Cock-a-doodle-do it right with this char-grilled winner of a chicken dinner.

“Chermoula is particularly great with fish but I also love it here as a marinade for this juicy and tender cockerel from Aurum Poultry Co. which I’ve butterflied and grilled on the barbecue. I add some boiled lemon into my chermoula, but a few spoonfuls of preserved lemon would be a good substitute or simply the zest and juice of a lemon. Cooking a whole butterflied cockerel is really a low-maintenance option when entertaining as it really doesn’t require much attention and is impressive once served up too. I’ve gone with a simple tomato salad to complement the cockerel but it could easily be served with some flatbread or rice too. Either way, it’s a winner.”

Sereves 4

Ingredients

1 Aurum Poultry Co cockerel, butterflied (feet, head and neck reserved for another use)

Chermoula

1 lemon

3cm piece ginger, peeled and sliced

4 garlic cloves

2 tsp toasted coriander seeds

2 tsp toasted cumin seeds

1 tsp Aleppo pepper or dried red chilli flakes

Small bunch of coriander, plus extra to serve

Small bunch of parsley

Salt, to taste

80-100ml extra virgin olive oil

Tomato salad

4 large tomatoes, roughly cut

Small handful coriander leaves, roughly torn

1 small salad onion, finely sliced

60ml extra virgin olive oil

Salt, to taste

Lemon wedges, to serve

Method

  1. Place the lemon for chermoula in a small saucepan. Cover with water and add a pinch of salt. Bring to the boil over a high heat and cook for 25-30 minutes, or until very soft. Allow to cool then cut in half and remove any seeds. Roughly chop one half and place in the bowl of a food processor.

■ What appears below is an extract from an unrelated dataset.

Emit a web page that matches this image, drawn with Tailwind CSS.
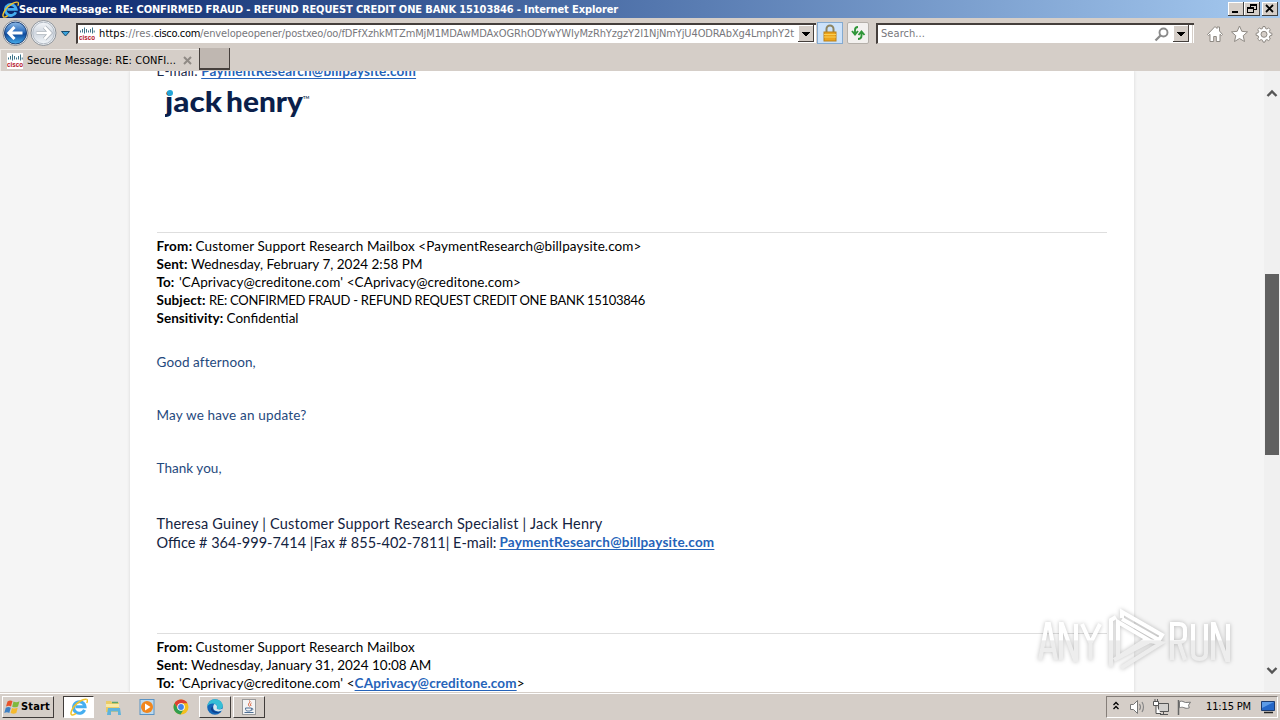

Reserve the remaining lemon half for another use.
  2. Meanwhile, place the cockerel onto a tray, skin side up and pat dry. Set aside.
  3. Into the food processor with the lemon, add the remaining ingredients, except for the olive oil, and blitz until fairly finely chopped. With the motor running, stream in enough of the olive oil to create a loose marinade. Spoon the marinade onto the cockerel and massage it into the cockerel on both sides. Cover and refrigerate for at least 45 minutes but ideally overnight. Bring the cockerel to room temperature before cooking.
  4. Preheat a grill to medium-high and cook the cockerel, skin side down, for 20 minutes or until the skin is crispy and beginning to char. Flip the cockerel over and continue to cook for a further 20 minutes or until just cooked through.
  5. Set aside rest for 10-12 minutes then cut the chicken into eight pieces and transfer to a serving plate. Top with extra coriander and lemon wedges.
  6. For the tomato salad, simply combine all of the ingredients together in a bowl and season to taste.
  7. Serve pieces of the cockerel with spoonfuls of tomato salad.